WHAT IS REQUIRED: Copy every line from the material below that holds "components".

SOURCE EXCERPT:
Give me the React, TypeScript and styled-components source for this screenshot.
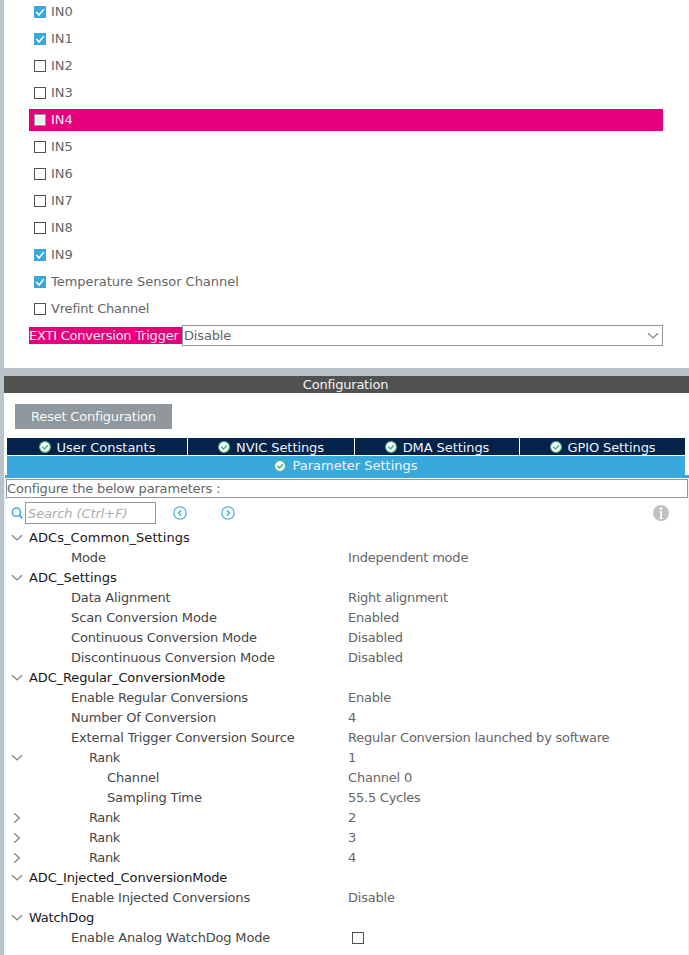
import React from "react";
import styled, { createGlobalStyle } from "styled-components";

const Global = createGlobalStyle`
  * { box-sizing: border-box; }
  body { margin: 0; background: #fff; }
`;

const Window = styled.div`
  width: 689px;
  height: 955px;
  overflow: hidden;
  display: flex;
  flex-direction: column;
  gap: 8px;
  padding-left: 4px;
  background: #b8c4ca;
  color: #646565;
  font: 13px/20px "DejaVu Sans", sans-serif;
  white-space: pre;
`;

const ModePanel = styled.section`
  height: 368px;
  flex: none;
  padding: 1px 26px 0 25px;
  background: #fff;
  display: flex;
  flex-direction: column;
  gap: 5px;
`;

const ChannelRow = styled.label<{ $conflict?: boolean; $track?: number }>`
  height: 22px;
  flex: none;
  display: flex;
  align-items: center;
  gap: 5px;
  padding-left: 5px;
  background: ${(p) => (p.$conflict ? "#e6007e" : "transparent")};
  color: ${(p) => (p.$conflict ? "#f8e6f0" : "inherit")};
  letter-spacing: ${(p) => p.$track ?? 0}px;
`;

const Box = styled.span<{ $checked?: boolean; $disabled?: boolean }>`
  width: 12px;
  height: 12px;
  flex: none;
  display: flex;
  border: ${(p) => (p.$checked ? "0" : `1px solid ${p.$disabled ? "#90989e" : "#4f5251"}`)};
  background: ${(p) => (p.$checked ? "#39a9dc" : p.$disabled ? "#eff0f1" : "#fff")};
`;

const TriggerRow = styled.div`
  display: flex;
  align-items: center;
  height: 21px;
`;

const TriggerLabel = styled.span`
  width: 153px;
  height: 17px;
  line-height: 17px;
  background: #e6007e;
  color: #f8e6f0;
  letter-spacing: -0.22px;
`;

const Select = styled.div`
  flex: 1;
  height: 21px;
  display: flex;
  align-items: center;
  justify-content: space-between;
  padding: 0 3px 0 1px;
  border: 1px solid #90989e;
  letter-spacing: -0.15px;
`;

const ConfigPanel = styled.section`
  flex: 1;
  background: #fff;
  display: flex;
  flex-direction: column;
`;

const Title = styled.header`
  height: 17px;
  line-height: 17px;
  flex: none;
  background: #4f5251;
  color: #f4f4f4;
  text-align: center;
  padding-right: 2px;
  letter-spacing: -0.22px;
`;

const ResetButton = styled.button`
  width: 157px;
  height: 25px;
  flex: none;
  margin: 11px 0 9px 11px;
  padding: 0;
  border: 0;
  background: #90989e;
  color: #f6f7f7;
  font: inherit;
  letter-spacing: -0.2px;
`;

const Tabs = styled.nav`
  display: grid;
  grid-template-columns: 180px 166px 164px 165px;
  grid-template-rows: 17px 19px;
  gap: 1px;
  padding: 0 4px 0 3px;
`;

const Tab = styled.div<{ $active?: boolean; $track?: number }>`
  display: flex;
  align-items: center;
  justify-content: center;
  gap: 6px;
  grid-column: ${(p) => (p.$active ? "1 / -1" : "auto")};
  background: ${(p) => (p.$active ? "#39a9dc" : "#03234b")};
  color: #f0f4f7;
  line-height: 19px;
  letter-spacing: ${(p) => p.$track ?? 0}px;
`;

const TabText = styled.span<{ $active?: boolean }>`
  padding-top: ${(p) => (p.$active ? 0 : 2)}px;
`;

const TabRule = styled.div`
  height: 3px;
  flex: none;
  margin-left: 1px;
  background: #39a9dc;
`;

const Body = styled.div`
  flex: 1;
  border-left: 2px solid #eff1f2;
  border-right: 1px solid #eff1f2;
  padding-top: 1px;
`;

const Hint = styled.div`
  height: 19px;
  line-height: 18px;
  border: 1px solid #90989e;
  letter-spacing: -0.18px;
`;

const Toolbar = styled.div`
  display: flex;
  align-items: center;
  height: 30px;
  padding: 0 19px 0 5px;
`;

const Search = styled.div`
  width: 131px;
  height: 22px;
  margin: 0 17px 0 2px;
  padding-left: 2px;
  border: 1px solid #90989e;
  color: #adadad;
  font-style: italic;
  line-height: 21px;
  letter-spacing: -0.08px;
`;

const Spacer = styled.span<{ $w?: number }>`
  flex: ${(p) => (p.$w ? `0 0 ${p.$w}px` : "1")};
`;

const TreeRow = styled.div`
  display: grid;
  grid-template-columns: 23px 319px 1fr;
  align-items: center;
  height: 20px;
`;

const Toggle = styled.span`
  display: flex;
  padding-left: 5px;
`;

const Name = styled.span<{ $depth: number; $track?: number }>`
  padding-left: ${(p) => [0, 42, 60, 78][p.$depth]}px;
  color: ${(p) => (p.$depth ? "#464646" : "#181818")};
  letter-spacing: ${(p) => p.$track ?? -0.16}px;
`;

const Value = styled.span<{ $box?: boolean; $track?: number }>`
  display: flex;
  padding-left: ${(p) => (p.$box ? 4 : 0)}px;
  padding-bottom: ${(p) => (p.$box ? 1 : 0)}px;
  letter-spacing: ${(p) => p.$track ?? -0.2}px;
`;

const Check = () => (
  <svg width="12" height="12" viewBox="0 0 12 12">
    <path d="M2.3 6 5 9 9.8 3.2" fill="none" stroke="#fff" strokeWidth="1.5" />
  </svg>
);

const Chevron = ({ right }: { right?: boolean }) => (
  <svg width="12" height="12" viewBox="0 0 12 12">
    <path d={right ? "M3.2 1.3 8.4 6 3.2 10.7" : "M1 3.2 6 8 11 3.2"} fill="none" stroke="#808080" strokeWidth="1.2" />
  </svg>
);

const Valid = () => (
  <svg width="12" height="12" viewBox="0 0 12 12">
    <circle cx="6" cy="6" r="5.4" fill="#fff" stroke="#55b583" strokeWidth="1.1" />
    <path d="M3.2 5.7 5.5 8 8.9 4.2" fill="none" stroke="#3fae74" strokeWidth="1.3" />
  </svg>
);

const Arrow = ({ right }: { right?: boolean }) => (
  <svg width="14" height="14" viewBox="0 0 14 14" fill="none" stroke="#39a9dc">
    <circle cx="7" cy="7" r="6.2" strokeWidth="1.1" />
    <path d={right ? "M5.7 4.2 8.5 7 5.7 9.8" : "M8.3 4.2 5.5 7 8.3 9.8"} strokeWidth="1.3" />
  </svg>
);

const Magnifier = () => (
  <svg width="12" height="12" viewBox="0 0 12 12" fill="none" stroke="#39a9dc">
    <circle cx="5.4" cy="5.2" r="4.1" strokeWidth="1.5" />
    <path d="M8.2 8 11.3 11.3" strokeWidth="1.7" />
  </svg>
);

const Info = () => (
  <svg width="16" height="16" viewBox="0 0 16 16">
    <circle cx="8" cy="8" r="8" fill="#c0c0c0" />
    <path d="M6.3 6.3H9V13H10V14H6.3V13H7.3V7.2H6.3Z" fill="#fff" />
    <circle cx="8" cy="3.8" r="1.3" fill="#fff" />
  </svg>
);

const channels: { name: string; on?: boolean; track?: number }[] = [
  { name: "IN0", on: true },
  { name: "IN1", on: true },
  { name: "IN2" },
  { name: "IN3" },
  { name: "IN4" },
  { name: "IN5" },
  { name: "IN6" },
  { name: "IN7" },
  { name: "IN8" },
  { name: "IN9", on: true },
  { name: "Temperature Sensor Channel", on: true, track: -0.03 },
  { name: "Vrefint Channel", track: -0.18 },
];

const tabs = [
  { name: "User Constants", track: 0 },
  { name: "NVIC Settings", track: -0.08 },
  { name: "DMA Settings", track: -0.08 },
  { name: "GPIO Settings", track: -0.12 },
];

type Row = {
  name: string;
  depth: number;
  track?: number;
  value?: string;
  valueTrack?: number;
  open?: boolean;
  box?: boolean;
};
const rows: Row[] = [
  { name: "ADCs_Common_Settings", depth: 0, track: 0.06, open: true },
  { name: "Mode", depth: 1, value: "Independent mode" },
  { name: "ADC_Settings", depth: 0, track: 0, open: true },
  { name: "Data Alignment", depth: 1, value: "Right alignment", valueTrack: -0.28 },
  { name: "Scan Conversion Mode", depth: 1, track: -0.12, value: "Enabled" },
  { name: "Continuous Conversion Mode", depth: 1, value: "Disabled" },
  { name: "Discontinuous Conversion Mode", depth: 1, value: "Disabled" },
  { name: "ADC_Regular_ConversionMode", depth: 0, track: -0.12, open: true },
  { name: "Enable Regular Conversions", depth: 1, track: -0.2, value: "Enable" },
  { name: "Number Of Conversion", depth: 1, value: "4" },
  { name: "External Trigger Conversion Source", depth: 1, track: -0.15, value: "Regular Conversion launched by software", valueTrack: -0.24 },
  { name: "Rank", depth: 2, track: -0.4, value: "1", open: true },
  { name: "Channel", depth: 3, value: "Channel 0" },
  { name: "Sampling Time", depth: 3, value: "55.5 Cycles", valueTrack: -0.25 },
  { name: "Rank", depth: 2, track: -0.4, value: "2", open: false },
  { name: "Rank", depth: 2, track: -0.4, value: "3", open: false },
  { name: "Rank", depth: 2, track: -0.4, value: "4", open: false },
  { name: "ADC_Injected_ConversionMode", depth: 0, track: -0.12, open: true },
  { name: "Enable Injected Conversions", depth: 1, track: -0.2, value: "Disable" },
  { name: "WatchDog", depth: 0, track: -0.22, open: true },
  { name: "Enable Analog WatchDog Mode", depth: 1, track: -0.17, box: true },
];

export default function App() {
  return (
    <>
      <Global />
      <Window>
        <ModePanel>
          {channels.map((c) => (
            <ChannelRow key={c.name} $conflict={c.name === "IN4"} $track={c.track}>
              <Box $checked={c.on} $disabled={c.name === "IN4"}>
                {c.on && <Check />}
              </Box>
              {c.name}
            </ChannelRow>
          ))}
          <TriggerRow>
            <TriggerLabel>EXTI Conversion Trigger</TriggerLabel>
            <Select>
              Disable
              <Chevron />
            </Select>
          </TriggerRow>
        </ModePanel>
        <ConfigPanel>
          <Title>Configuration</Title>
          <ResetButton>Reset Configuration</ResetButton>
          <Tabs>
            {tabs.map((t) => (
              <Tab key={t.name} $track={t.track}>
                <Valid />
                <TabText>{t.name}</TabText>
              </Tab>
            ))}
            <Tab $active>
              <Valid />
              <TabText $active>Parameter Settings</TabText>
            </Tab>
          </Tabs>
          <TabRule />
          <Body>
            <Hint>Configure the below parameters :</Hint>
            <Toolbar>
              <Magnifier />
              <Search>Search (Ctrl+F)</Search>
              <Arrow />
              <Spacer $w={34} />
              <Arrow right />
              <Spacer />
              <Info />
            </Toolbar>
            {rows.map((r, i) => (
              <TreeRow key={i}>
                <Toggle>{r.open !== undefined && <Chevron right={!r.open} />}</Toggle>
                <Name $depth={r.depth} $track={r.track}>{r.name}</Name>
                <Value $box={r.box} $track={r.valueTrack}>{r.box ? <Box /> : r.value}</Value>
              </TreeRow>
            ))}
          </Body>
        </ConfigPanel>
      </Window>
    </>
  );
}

COMPLETE RESPONSE:
Give me the React, TypeScript and styled-components source for this screenshot.
import styled, { createGlobalStyle } from "styled-components";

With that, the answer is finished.